One might question the wisdom of a young, not-yet-on-the-market, scholar basically arguing that most of us in her field—including me—have been wrong in important ways. But wise or not, Katie Eyer’s article, That’s Not Discrimination: American Beliefs and the Limits of Anti-Discrimination Law (forthcoming in the Minnesota Law Review) is a remarkable piece of research and exposition. She has an ability to deal with complicated issues in a lucid and spritely prose style. I almost enjoyed being informed how wrong I was!
Katie’s a Research Scholar at Penn and her piece starts with the conventional wisdom of 21st century employment discrimination law: there’s a lot of bias out there, maybe mostly of the unconscious type, but, in any event, pretty pervasive. While scholars like myself have proposed ways to deal with this reality insofar as federal judges are concerned, Katie suggests a deeper problem: “most people in most factual circumstances are unwilling to make robust attributions to discrimination.”
The implications of this should be obvious, but haven’t been: even if various academic schemes successfully dodged the Scylla of judicial gatekeepers, plaintiffs would still run afoul of the Charybdis of juries being resistant to inferring discrimination – “[E]ven when there is substantial evidence of traditional invidious discriminatory intent (including so-called “direct evidence”), most people will decline to make attributions of discrimination.” In fact, the author finds judicial and lay attitudes remarkably similar as regards the likelihood of discrimination.
If true, this reality would certainly put pain to efforts to deal with cognitive bias or discriminatory workplace cultures, at least efforts that rely on traditional litigation for vindication. Not only are such efforts not likely to do any good but they may do harm “by further expanding the capaciousness of discrimination doctrine” and thus widening the chasm between it and popular perceptions.
And Katie makes a persuasive case. Although others have observed the increasingly reluctance of society to believe that remaining inequalities are the result of intentional discrimination, That’s Not Discrimination undertakes an in-depth discussion of the psychological literature. That research shows that both minorities and the majority are unwilling to attribute negative outcomes to discrimination. For example, she cites a study in which mock jurors were presented evidence of discrimination that plaintiffs’ attorneys would salivate over (including plaintiff’s boss saying that “women should only be in subservient positions” and that he wanted to replace women with men). Almost half the “jurors” nevertheless found against the plaintiff. Other studies show that subjects themselves attribute their failures to discrimination far less often than the evidence presented to them would seem to support.

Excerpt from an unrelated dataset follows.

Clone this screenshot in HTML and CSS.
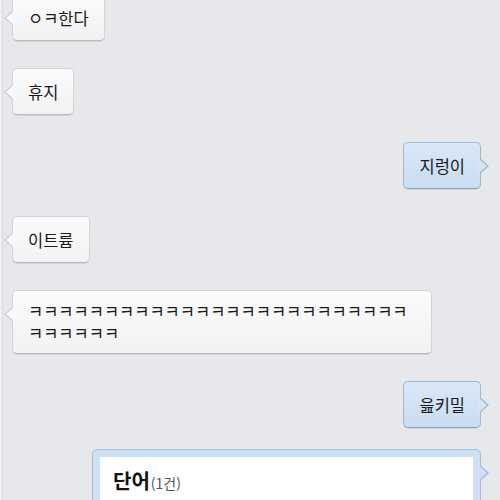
FILE: index.html
```html
<!DOCTYPE html>
<html lang="ko">
<head>
  <meta charset="UTF-8">
  <title>채팅</title>
  <link rel="stylesheet" href="styles.css">
</head>
<body>
  <div class="chat">
    <div class="row left"><div class="bubble">ㅇㅋ한다</div></div>
    <div class="row left"><div class="bubble">휴지</div></div>
    <div class="row right"><div class="bubble mine">지렁이</div></div>
    <div class="row left"><div class="bubble">이트륨</div></div>
    <div class="row left"><div class="bubble long">ㅋㅋㅋㅋㅋㅋㅋㅋㅋㅋㅋㅋㅋㅋㅋㅋㅋㅋㅋㅋㅋㅋㅋㅋㅋㅋㅋㅋㅋㅋㅋ</div></div>
    <div class="row right"><div class="bubble mine">읊키밀</div></div>
    <div class="row right card-row">
      <div class="card">
        <div class="card-body">
          <span class="card-title">단어</span><span class="card-count">(1건)</span>
        </div>
      </div>
    </div>
  </div>
</body>
</html>
```

FILE: styles.css
```css
html, body {
  margin: 0;
  height: 100%;
}
body {
  background-color: #e6e8ec;
  font-family: "Noto Sans CJK KR", "Noto Sans", sans-serif;
  overflow: hidden;
  border-left: 2px solid #eef0f3;
  box-sizing: border-box;
  position: relative;
}
body::before {
  content: "";
  position: absolute;
  top: 0;
  bottom: 0;
  left: 0;
  width: 1px;
  background: #d9dbe0;
}
.chat {
  display: flex;
  flex-direction: column;
  gap: 27px;
  padding: 0 19px 0 10px;
  margin-top: -6px;
}
.row {
  display: flex;
}
.row.left {
  justify-content: flex-start;
}
.row.right {
  justify-content: flex-end;
}
.card-row {
  margin-top: -6px;
}
.bubble {
  position: relative;
  box-sizing: border-box;
  min-height: 47px;
  max-width: 420px;
  padding: 11px 15px 10px;
  font-size: 16.5px;
  line-height: 22px;
  color: #1a1a1a;
  background: linear-gradient(#fbfbfb, #f2f2f2);
  border: 1px solid #d3d4d7;
  border-bottom-color: #b9babd;
  border-radius: 5px;
  box-shadow: 0 1px 0 rgba(0, 0, 0, 0.08);
  display: flex;
  align-items: center;
}
.bubble.long {
  padding: 9px 15px;
  word-break: break-all;
}
.bubble::before,
.bubble::after {
  content: "";
  position: absolute;
  top: 15px;
  border: 8px solid transparent;
}
.row.left .bubble::before {
  left: -17px;
  border-right: 9px solid #cfd0d3;
}
.row.left .bubble::after {
  left: -15px;
  border-right: 9px solid #f9f9f9;
}
.bubble.mine {
  background: linear-gradient(#d9e8f8, #c9dcf1);
  border-color: #a3b8cf;
  border-bottom-color: #8ea4bd;
}
.row.right .bubble::before {
  right: -17px;
  border-left: 9px solid #a3b8cf;
}
.row.right .bubble::after {
  right: -15px;
  border-left: 9px solid #d5e5f6;
}
.card {
  position: relative;
  width: 389px;
  box-sizing: border-box;
  padding: 7px;
  background: #cfe1f4;
  border: 1px solid #a9bed6;
  border-radius: 5px;
}
.card::before,
.card::after {
  content: "";
  position: absolute;
  top: 15px;
  border: 8px solid transparent;
}
.card::before {
  right: -17px;
  border-left: 9px solid #a9bed6;
}
.card::after {
  right: -15px;
  border-left: 9px solid #cfe1f4;
}
.card-body {
  background: #fff;
  height: 60px;
  padding: 10px 13px;
  line-height: 28px;
}
.card-title {
  font-size: 20px;
  font-weight: bold;
  color: #111;
}
.card-count {
  font-size: 14px;
  color: #555;
  margin-left: 1px;
}
```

The article explores possible reasons for this phenomenon, including the cognitive dissonance that would result from discrimination existing in nation widely thought to be a meritocracy. But I can’t do justice to her analysis in this short review, so I won’t try.

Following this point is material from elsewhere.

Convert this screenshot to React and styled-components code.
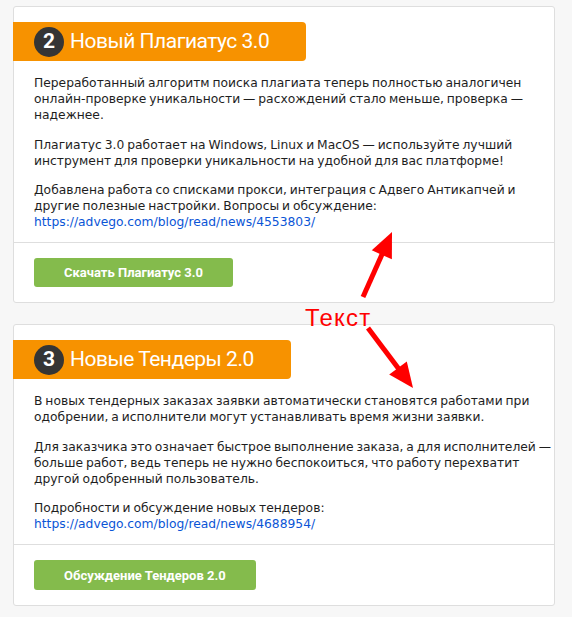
import React from "react";
import styled, { createGlobalStyle } from "styled-components";

const Global = createGlobalStyle`
  html, body { margin: 0; padding: 0; background: #f7f7f7; }
  body { font-family: "DejaVu Sans", Verdana, sans-serif; }
`;

const Page = styled.div`
  position: relative;
  display: flex;
  flex-direction: column;
  gap: 21px;
  padding: 6px 17px 10px 13px;
`;

const Card = styled.section`
  background: #fff;
  border: 1px solid #dedede;
  border-radius: 3px;
`;

const Header = styled.div`
  display: inline-flex;
  align-items: center;
  gap: 6px;
  height: 39px;
  margin: 15px 0 0 -1px;
  padding: 0 37px 0 21px;
  background: #f79200;
  border-radius: 0 4px 4px 0;
`;

const Badge = styled.span`
  display: flex;
  align-items: center;
  justify-content: center;
  width: 30px;
  height: 30px;
  border-radius: 50%;
  background: #353535;
  color: #fff;
  font: bold 21px/1 "Roboto", "DejaVu Sans", sans-serif;
`;

const Title = styled.h2`
  margin: 0;
  color: #fff;
  font: 400 21px/1 "Roboto", "DejaVu Sans", sans-serif;
  letter-spacing: -0.5px;
`;

const Body = styled.div`
  padding: 14px 20px 12px 20px;
`;

const Para = styled.p`
  margin: 0 0 13.5px;
  font-size: 12.3px;
  line-height: 16px;
  word-spacing: -1px;
  color: #1e1e1e;
  white-space: nowrap;
  &:last-child { margin-bottom: 0; }
`;

const Link = styled.a`
  color: #0a55d6;
  text-decoration: none;
`;

const Footer = styled.div`
  border-top: 1px solid #dedede;
  padding: 15px 20px 15px;
`;

const Button = styled.a`
  display: inline-flex;
  align-items: center;
  justify-content: center;
  height: ${(p) => p.$h}px;
  padding: 0 30px;
  background: #84bb4c;
  border-radius: 3px;
  color: #fff;
  font: bold 13px/1 "Roboto", "DejaVu Sans", sans-serif;
  text-decoration: none;
`;

const Overlay = styled.svg`
  position: absolute;
  left: 0;
  top: 0;
  width: 572px;
  height: 617px;
  pointer-events: none;
  overflow: visible;
`;

const Note = styled.span`
  position: absolute;
  left: 305px;
  top: 306px;
  font: 24px/24px "Liberation Sans", Arial, sans-serif;
  letter-spacing: 1.2px;
  color: #ff0000;
`;

function Arrow({ x1, y1, x2, y2 }) {
  const dx = x2 - x1;
  const dy = y2 - y1;
  const len = Math.hypot(dx, dy);
  const ux = dx / len;
  const uy = dy / len;
  const hl = 25;
  const hw = 11;
  const bx = x2 - ux * hl;
  const by = y2 - uy * hl;
  const px = -uy;
  const py = ux;
  return (
    <g fill="#ff0000" stroke="#ff0000">
      <line x1={x1} y1={y1} x2={bx + ux * 2} y2={by + uy * 2} strokeWidth="5" />
      <polygon
        stroke="none"
        points={`${x2},${y2} ${bx + px * hw},${by + py * hw} ${bx - px * hw},${by - py * hw}`}
      />
    </g>
  );
}

export default function App() {
  return (
    <>
      <Global />
      <Page>
        <Card>
          <Header>
            <Badge>2</Badge>
            <Title>Новый Плагиатус 3.0</Title>
          </Header>
          <Body>
            <Para>
              Переработанный алгоритм поиска плагиата теперь полностью аналогичен<br />
              онлайн-проверке уникальности — расхождений стало меньше, проверка —<br />
              надежнее.
            </Para>
            <Para>
              Плагиатус 3.0 работает на Windows, Linux и MacOS — используйте лучший<br />
              инструмент для проверки уникальности на удобной для вас платформе!
            </Para>
            <Para>
              Добавлена работа со списками прокси, интеграция с Адвего Антикапчей и<br />
              другие полезные настройки. Вопросы и обсуждение:<br />
              <Link href="#">https://advego.com/blog/read/news/4553803/</Link>
            </Para>
          </Body>
          <Footer>
            <Button href="#" $h={29}>Скачать Плагиатус 3.0</Button>
          </Footer>
        </Card>
        <Card>
          <Header>
            <Badge>3</Badge>
            <Title>Новые Тендеры 2.0</Title>
          </Header>
          <Body>
            <Para>
              В новых тендерных заказах заявки автоматически становятся работами при<br />
              одобрении, а исполнители могут устанавливать время жизни заявки.
            </Para>
            <Para>
              Для заказчика это означает быстрое выполнение заказа, а для исполнителей —<br />
              больше работ, ведь теперь не нужно беспокоиться, что работу перехватит<br />
              другой одобренный пользователь.
            </Para>
            <Para>
              Подробности и обсуждение новых тендеров:<br />
              <Link href="#">https://advego.com/blog/read/news/4688954/</Link>
            </Para>
          </Body>
          <Footer>
            <Button href="#" $h={30}>Обсуждение Тендеров 2.0</Button>
          </Footer>
        </Card>
        <Overlay viewBox="0 0 572 617">
          <Arrow x1={363} y1={297} x2={392} y2={232} />
          <Arrow x1={368} y1={328} x2={413} y2={388} />
        </Overlay>
        <Note>Текст</Note>
      </Page>
    </>
  );
}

However, I do want to highlight her central normative argument. She concludes her descriptive discussion by arguing that “crediting the findings of psychology scholars, both of the most commonly suggested types of reform seem likely to have significant limitations as mechanisms for meaningfully improving outcomes for discrimination litigants.” I think this is euphemistic way of saying many of us are barking up the wrong tree.
So what’s the right tree? It’s here (as is often the case) that her critique flags. She argues for greater resort to “extra-discrimination remedies.” No, that doesn’t mean even more discrimination. It means looking to “virtually any remedy for group-based inequality that are not founded in discrimination claims,” such as anti-poverty initiatives and just cause legislation. She then provides a laundry list of other examples, including the FMLA, school-based antibullying legislation, and common law claims. She believes that, while such situations would logically seem to also conflict with deeply-held notions of America as a meritocracy, such claims are not viewed as being as far-fetched as discrimination claims, which trigger “uniquely hostile responses.”
She does anticipate one objection to de-racing and de-sexing discrimination laws: “Most individuals who are deeply invested in the antidiscrimination enterprise . . . care about discrimination because it is discrimination.” But with a certain heartlessness she responds that it’s not like you guys are winning a lot of victories under the current regime.
It’s hard to disagree with either Katie’s observation or her rebuttal of the likely response, but I have another reservation: I’m not so sure that employee-leaning scholars and practitioners are doing so well in employment law read broadly. Actually just the opposite.
I hope the somewhat breezy tone of this review doesn’t suggest that I am not a very big fan of this article. I am. Whether or not I agree with Katie, That’s Not Discrimination is a thought-provoking piece well worth a read. I anticipate that Katie will be an important, and welcome, new voice in the academy’s employment precincts.